Se han cerrado las Cortes con escándalo. Pero lo escandaloso no es el hecho de que los diputados se imprequen o contiendan a puñetazos o acudan, en última instancia, a las pistolas. Todo eso, con ser tan grave como se quiera, no lo es tanto como el hecho de que el Parlamento, al tiempo de cerrarse, no pueda ofrecer al Gobierno que requiere su confianza ni un solo voto republicano. Ni de la derecha, ni de la izquierda, ni del centro. No se arguya con los votos de los radicales. Esos no son, desde luego, votos monárquicos; pero tampoco son votos republicanos. Son simplemente mercenarios. Los vendieron a la concupiscencia del Poder, y a ese compromiso, el único que es capaz de respetar y cumplir el partido radical, están adscritos. Si fallaron en sus compromisos revolucionarios fue, principalmente, porque en el periodo constituyente la decencia tenía todavía algún valor. No hay cuidado de que fallen ahora. Cualquier monstruosidad podrá contar como seguros los votos radicales, siempre que esa monstruosidad implique la posible permanencia en el Poder ¿Debilidad de la República? ¿Avance de los enemigos del régimen? ¿Sometimiento a la voluntad de un fantoche hipócrita y afortunado como Gil Robles? ¿Tragedia en la nación? ¿Guerra civil con Cataluña? ¡Qué más da! A un Gobierno como el presente y a un partido —partida, para ser exactos— como el radical, no les importa un comino la ruina que van sembrando con ejemplar desfachatez. Les importa, en cambio, a quienes los apoyan en el Parlamento. Les importa con el interés del usurero que espera recoger el fruto de su hipoteca.

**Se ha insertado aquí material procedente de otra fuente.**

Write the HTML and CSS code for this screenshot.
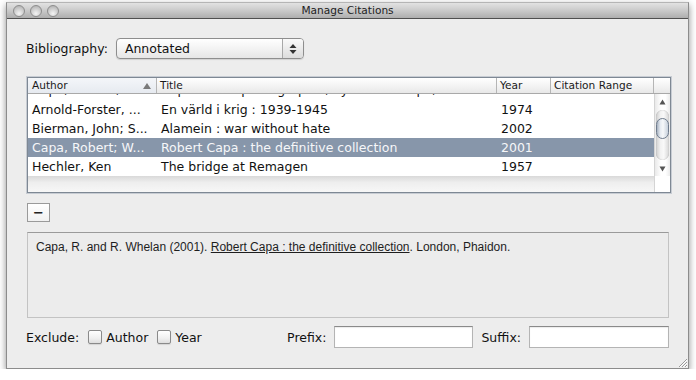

Al cerrarse las Cortes, el balance que pueden ofrecer es un balance de oprobio. Durante siete meses no han hecho otra cosa que patear —es la expresión que corresponde—en todo lo que la República hizo. En un segundo término culpamos a las derechas que tienen preponderancia parlamentaria. No han hecho, en fin de cuentas, sino aprovechar una situación que se les brindaba en extremo sumisa. A quien cabe culpar —y sin perdón posible— es a los que, llamándose guardianes de la República, la han tendido, maniatada, para que la despojaran y la prostituyeran a placer sus adversarios. Un día cualquiera, Gil Robles cargará a cuestas con ella. A nadie podrán conmoverle entonces los chillidos histéricos de quienes tendrán en su cuenta la responsabilidad mayor. Que no serán las Cortes, ni el Gobierno tampoco. Pero lo que hace es dar autorización para que se haga.

Y recrearse en ello.


Notas:

1 Artículo publicado sin firma. La autoría fue atribuida a Anastasio de Gracia por el redactor jefe de El Socialista, Manuel Albar, en su declaración recogida en la instrucción de la causa abierta por denuncia del Ministerio Fiscal, al considerar que en el texto periodístico se cometía un delito de «injurias al Gobierno de la República y a la autoridad». El propio Anastasio de Gracia confirma ante el juez instructor la veracidad de lo declarado por Albar y se confiesa  autor del artículo según consta en el expediente del AHN, FC-Tribunal Supremo Recursos, 102, exp. 468. Al igual que en los artículos precedentes, existen dudas razonables de quién fue su autor, debido a la estrategia seguida por el Partido Socialista para evitar que los redactores de su periódico acabaran en prisión. Del mismo modo que en los casos anteriores, el Tribunal Supremo solicitó el suplicatorio a las Cortes para encausar a Anastasio, que no le fue concedido.